Interestingly, Paul is known to have written a great deal more than has been preserved. We can only speculate as to why so much of his writing was NOT preserved. Possibly it was lost in various wars of the time (especially the Jewish war of 70 CE). However, it IS known that there was a 50-year gap between Paul’s last known writing and Mark, a period during which NOTHING survives about the nascent Christian sect. And that as the canonical gospels (and Acts) were written, it was the sects most strongly motivated to create a mortal Jesus on earth who gained ascendency. There were at least 40 gospels known (some directly, from documents, and some indirectly from references in documents that survived). Four of these made the final cut, which occurred sometime in the 4th century.
So it’s interesting that much of Paul’s output was not preserved, especially considering that (1) Paul insisted Jesus never came to earth; and (2) the politically powerful sects had a vested interest in a physical, historical Jesus. Could writings of Paul where he makes this most explicit, have been excised? Nobody knows.
Most historians regard much of the tales of Jesus as unlikely, because such events would have attracted the notice of the many working historians of the day (Suetonius, Josephus. many others), none of whom made the slightest mention of any of it (though there is one sentence most historians believe was inserted into Josephus centuries later, inconsistent with the rest in both language and context – just kind of stuck in almost at random). And (the theory goes), IF extra-biblical sources did testify to Christ and his ministry, the church trying so hard to make him historical would have featured it prominently.
When you really start digging into all this, you find that the “evidence” of an earthly Jesus is not merely lost in the sands of time, it is quite deliberately manufactured by competing sects, each too strong to completely erase from history, but each wanting a somewhat different Christ.
And I haven’t even begun to delve into the interacting scriptural prophesies and known mythological characters (for example, Osiris, Mithra, Dionysus, Krishna and Jesus ALL were sons of gods, all had virgin births, all died and were resurrected). On the Rank-Raglan scale (https://en.wikipedia.org/wiki/Rank-Raglan_mythotype) Jesus has a higher myth rating than almost anyone.
NOW, all of this is certainly not presented as, or intended to be, “proof”. It’s intended to introduce the possibility of doubt, and show that there are reasons for doubt which, taken all together, many find to be more compelling than the reasons for belief. YMMV.

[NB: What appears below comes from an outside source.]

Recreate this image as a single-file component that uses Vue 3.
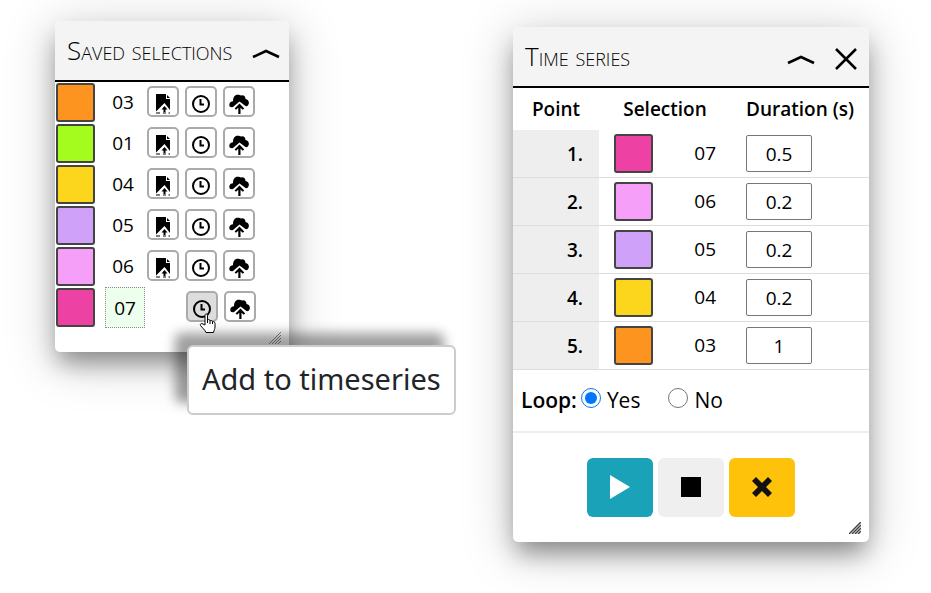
<script setup>
import { ref } from 'vue'

const selections = [
  { name: '03', color: '#fc941f', saved: true },
  { name: '01', color: '#a4fc1f', saved: true },
  { name: '04', color: '#fcd61c', saved: true },
  { name: '05', color: '#d0a1f8', saved: true },
  { name: '06', color: '#f59ff8', saved: true },
  { name: '07', color: '#ed42a4', saved: false },
]
const points = ref([
  { name: '07', color: '#ed42a4', duration: '0.5' },
  { name: '06', color: '#f59ff8', duration: '0.2' },
  { name: '05', color: '#d0a1f8', duration: '0.2' },
  { name: '04', color: '#fcd61c', duration: '0.2' },
  { name: '03', color: '#fc941f', duration: '1' },
])
const loop = ref('yes')
</script>

<template>
  <main class="desktop">
    <section class="panel saved">
      <header class="panel-head">
        <h2>Saved selections</h2>
        <button class="bare" aria-label="Collapse saved selections">
          <svg width="30" height="12" viewBox="0 0 30 12"><path d="M2 10 15 4l13 6" /></svg>
        </button>
      </header>
      <ul class="list">
        <li v-for="s in selections" :key="s.name" class="item" :class="{ current: !s.saved }">
          <span class="swatch" :style="{ background: s.color }"></span>
          <span class="name">{{ s.name }}</span>
          <span class="actions">
            <button v-if="s.saved" class="tool" aria-label="Save to file">
              <svg width="16" height="20" viewBox="0 0 16 20">
                <path d="M1 0h10v5h4v11L9.500 9 1 17.500z" />
                <path d="M12 1l3 3h-3z" />
                <path d="m9.500 12 3 3.500h-2V18h-2v-2.500h-2z" />
                <path d="M1 18.500h4v1H1zM8 18.500h3v1H8zM13.500 18.500H15v1h-1.500z" />
              </svg>
            </button>
            <button class="tool" :class="{ hover: !s.saved }" aria-label="Add to timeseries">
              <svg width="20" height="20" viewBox="0 0 20 20" class="line">
                <circle cx="10" cy="10" r="8" />
                <path d="M9.500 5v5.500H13" />
              </svg>
            </button>
            <button class="tool" aria-label="Upload selection">
              <svg width="20" height="20" viewBox="0 0 20 20">
                <path d="M.3 11C.3 8.500 2 7.500 4 7.300 4 3 6 .5 9 .8c1.500 0 2 .8 3.500.6 2.500-.3 4 1.200 4 3.600 2.500.5 3.800 2.500 3.300 4.500-.4 2-1.800 3-3.300 2.500L10.500 7.500 4 13c-2 .8-3.700-.2-3.700-2z" />
                <path d="m10.500 9.500 4.700 5-1.400 1.200-2.300-2V20h-2.200v-6.300l-2.300 2-1.400-1.200z" />
              </svg>
            </button>
          </span>
        </li>
      </ul>
      <svg class="grip" width="12" height="12" viewBox="0 0 12 12"><path d="M0 12 12 0M3 12l9-9M6 12l6-6M9 12l3-3" /></svg>
    </section>

    <div class="tooltip" role="tooltip">Add to timeseries</div>
    <svg class="pointer" width="18" height="21" viewBox="0 0 18 21">
      <path d="M6 12V2.500C6 .5 8.500.5 8.500 2.500V7c1-.8 2.500-.4 2.500.8 1-.7 2.500-.2 2.500 1 1-.5 2.500 0 2.500 1.500V14c0 2-1 3-1.500 5.500H7C6 17 3 14.500 1.500 12.500c-.8-1.500 1-2.500 2.500-1.500z" />
      <path d="M8.500 7v3M11 8v3M13.500 9v2" />
    </svg>

    <section class="panel series">
      <header class="panel-head">
        <h2>Time series</h2>
        <button class="bare" aria-label="Collapse time series">
          <svg width="30" height="12" viewBox="0 0 30 12"><path d="M2 10 15 4l13 6" /></svg>
        </button>
        <button class="bare" aria-label="Close time series">
          <svg width="24" height="24" viewBox="0 0 24 24"><path d="m2 2 20 20M22 2 2 22" /></svg>
        </button>
      </header>
      <table>
        <thead>
          <tr><th class="c-point">Point</th><th class="c-sel">Selection</th><th class="c-dur">Duration (s)</th></tr>
        </thead>
        <tbody>
          <tr v-for="(p, i) in points" :key="p.name">
            <th scope="row">{{ i + 1 }}.</th>
            <td>
              <div class="pick">
                <span class="swatch" :style="{ background: p.color }"></span>
                <span class="label">{{ p.name }}</span>
              </div>
            </td>
            <td><input v-model="p.duration" type="text" class="duration" :aria-label="'Duration of point ' + (i + 1)"></td>
          </tr>
        </tbody>
      </table>
      <div class="loop" role="radiogroup" aria-labelledby="loop-label">
        <b id="loop-label">Loop:</b>
        <label><input v-model="loop" type="radio" name="loop" value="yes"><span>Yes</span></label>
        <label><input v-model="loop" type="radio" name="loop" value="no"><span>No</span></label>
      </div>
      <div class="controls">
        <button class="play" aria-label="Play"><svg width="20" height="24" viewBox="0 0 20 24"><path d="M0 0v24l20-12z" /></svg></button>
        <button class="stop" aria-label="Stop"><svg width="20" height="20" viewBox="0 0 20 20"><path d="M0 0h20v20H0z" /></svg></button>
        <button class="clear" aria-label="Clear"><svg width="20" height="20" viewBox="0 0 20 20"><path d="m4 0 6 6 6-6 4 4-6 6 6 6-4 4-6-6-6 6-4-4 6-6-6-6z" /></svg></button>
      </div>
      <svg class="grip dark" width="12" height="12" viewBox="0 0 12 12"><path d="M0 12 12 0M3 12l9-9M6 12l6-6M9 12l3-3" /></svg>
    </section>
  </main>
</template>

<style>
body {
  background: #fff;
}
</style>

<style scoped>
.desktop {
  position: relative;
  min-height: 100vh;
  overflow: hidden;
  font-family: "Open Sans", "Noto Sans", sans-serif;
  font-size: 19px;
  color: #000;
}
.desktop * {
  box-sizing: border-box;
}
svg {
  display: block;
}
button {
  padding: 0;
  font: inherit;
  cursor: pointer;
}
.panel {
  position: absolute;
  background: #fff;
  border-radius: 5px;
  box-shadow: 0 14px 24px -4px rgba(0, 0, 0, 0.4), 0 8px 50px 4px rgba(0, 0, 0, 0.18);
}
.saved {
  left: 55px;
  top: 21px;
  width: 234px;
  padding-bottom: 24px;
}
.series {
  left: 513px;
  top: 27px;
  width: 356px;
}
.panel-head {
  display: flex;
  align-items: center;
  height: 61px;
  padding: 4px 11px 0 12px;
  background: #f4f4f4;
  border-bottom: 2px solid #000;
  border-radius: 5px 5px 0 0;
}
h2 {
  flex: 1;
  margin: 0 0 6px;
  font-size: 26px;
  font-weight: 350;
  font-variant: small-caps;
  line-height: 32px;
  white-space: nowrap;
}
.bare {
  border: 0;
  background: none;
}
.bare path {
  fill: none;
  stroke: #000;
  stroke-width: 2.500;
}
.saved .panel-head {
  padding-right: 8px;
}
.series .panel-head {
  gap: 18px;
}
.swatch {
  width: 39px;
  height: 39px;
  border: 2px solid #444;
  border-radius: 3px;
}
.list {
  list-style: none;
  margin: 0;
  padding: 0;
}
.item {
  display: flex;
  align-items: center;
  height: 41px;
  padding: 0 34px 0 1px;
}
.name {
  display: grid;
  place-items: center;
  width: 40px;
  height: 41px;
  margin-left: 8px;
  padding-bottom: 2px;
  border: 1px solid transparent;
}
.current .name {
  margin-left: 10px;
  padding-bottom: 0;
  background: #edffed;
  border: 1px dotted #888;
}
.current {
  padding-right: 33px;
}
.actions {
  flex: 1;
  display: flex;
  justify-content: flex-end;
  gap: 6px;
}
.tool {
  display: grid;
  place-items: center;
  width: 32px;
  height: 31px;
  padding-top: 4px;
  margin-bottom: 2px;
  border: 2px solid #aaa;
  border-radius: 5px;
  background: #fff;
}
.tool.hover {
  background: #ddd;
}
.line {
  fill: none;
  stroke: #000;
  stroke-width: 2;
}
.grip {
  position: absolute;
  right: 8px;
  bottom: 8px;
  stroke: #888;
  stroke-width: 1;
}
.grip.dark {
  stroke: #444;
  stroke-width: 1.500;
}
.tooltip {
  position: absolute;
  left: 187px;
  top: 345px;
  padding: 12px 13px 14px;
  border: 2px solid #ccc;
  border-radius: 6px;
  background: #fff;
  box-shadow: -12px -12px 12px rgba(0, 0, 0, 0.38);
  color: #212529;
  font-family: "Noto Sans", sans-serif;
  font-size: 29px;
  line-height: 40px;
  white-space: nowrap;
}
.pointer {
  position: absolute;
  left: 199px;
  top: 313px;
  fill: #fff;
  stroke: #000;
  stroke-width: 1;
}
table {
  width: 100%;
  border-spacing: 0;
  table-layout: fixed;
}
th {
  font-weight: 600;
}
thead th {
  height: 42px;
  padding: 0;
}
.c-point {
  width: 86px;
}
.c-sel {
  width: 132px;
}
tbody th,
td {
  height: 48px;
  border-bottom: 1px solid #ddd;
}
tbody th {
  padding: 0 16px 0 0;
  background: #eee;
  text-align: right;
}
td {
  padding: 0 15px;
}
.pick {
  display: flex;
  align-items: center;
  justify-content: space-between;
}
.label {
  padding-bottom: 2px;
}
.duration {
  display: block;
  width: 66px;
  height: 37px;
  border: 1px solid #767676;
  border-radius: 2px;
  background: #fff;
  font: inherit;
  text-align: center;
}
.loop {
  display: flex;
  align-items: center;
  gap: 4px;
  height: 63px;
  padding: 0 8px 2px;
  border-bottom: 2px solid #eee;
  font-size: 21px;
}
.loop b {
  font-weight: 600;
}
.loop label {
  display: flex;
  align-items: center;
  gap: 6px;
  margin-right: 24px;
}
.loop input {
  width: 20px;
  height: 20px;
  margin: 0 0 4px;
  accent-color: #0075ff;
}
.controls {
  display: flex;
  justify-content: center;
  gap: 5px;
  padding: 25px 0;
}
.controls button {
  display: grid;
  place-items: center;
  width: 66px;
  height: 59px;
  padding-bottom: 2px;
  border: 0;
  border-radius: 6px;
}
.play {
  background: #19a2b8;
  fill: #fff;
}
.stop {
  background: #efefef;
}
.clear {
  background: #ffc20a;
  fill: #111;
}
</style>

Back here in the world of science, there is no “proof”. There is only the preponderance of available evidence. One must ask of historical events, which proposed explanations of those events fits best with what is known. Which narrative is most complete, most plausible. Of course, you can still laugh at this approach, and claim skeptics require “proof”.
Of course the analogy holds, so long as it actually deals with what was being analogized. I’m more than a little aware of why people want to deny Jesus’ existence altogether and also aware that they are frequently the same people who actually do deny that he existed.
There’s hardly any point in telling me why you use standards different from those normally used for historical figures when it comes to Jesus, it just isn’t relevant to using evidence the same across the board for historic figures. That was my point, as you should have recognized, and your shift to a different matter than was being discussed is hardly dealing properly with the matter.
Glen Davidson
I’m not aware of many non-religious historical figures who had a virgin birth, performed miracles, and were resurrected from the dead.
What historical figures are we being credulous about?
This is why I mentioned the Rank-Raglan scale .(https://en.wikipedia.org/wiki/Rank-Raglan_mythotype)
This scale has been applied, exactly the same way, to many historical figures. It is a single standard. READ about it.
You forgot that they had gods as parents. But there are many more factors to consider:
I think Jesus hits on 20 or 21 of these, depending on how loosely you interpret some terms!
Gee, way to shift the goalposts. Have to be non-religious figures and exactly the same claims as for Jesus, must they? Since I’m not supposed to see you as taking myself as being that dumb, good faith rule and all, I’ll just take it that your intelligence level is abysmal.
Well, I’m not playing that game whatever makes you deal with the issue so unreasonably. Either deal equitably with the evidence, or don’t. Just don’t go around saying that you’re merely interested in the following the evidence when you’re shifting matters to fit your preferences.
Glen Davidson
So what?
It’s hardly the historic standard.
Very selective, yet again.
Glen Davidson
What else does it say at the Wikipedia link? Oh yes:
A simplistic ranking, at best, and one that seemingly ignores the fact that one can be both historic and pick up a lot of mythic, heroic traits in the retellings. Many Greek heroes are thought to have done so, although unfortunately it’s rather hard to check on Greek myths.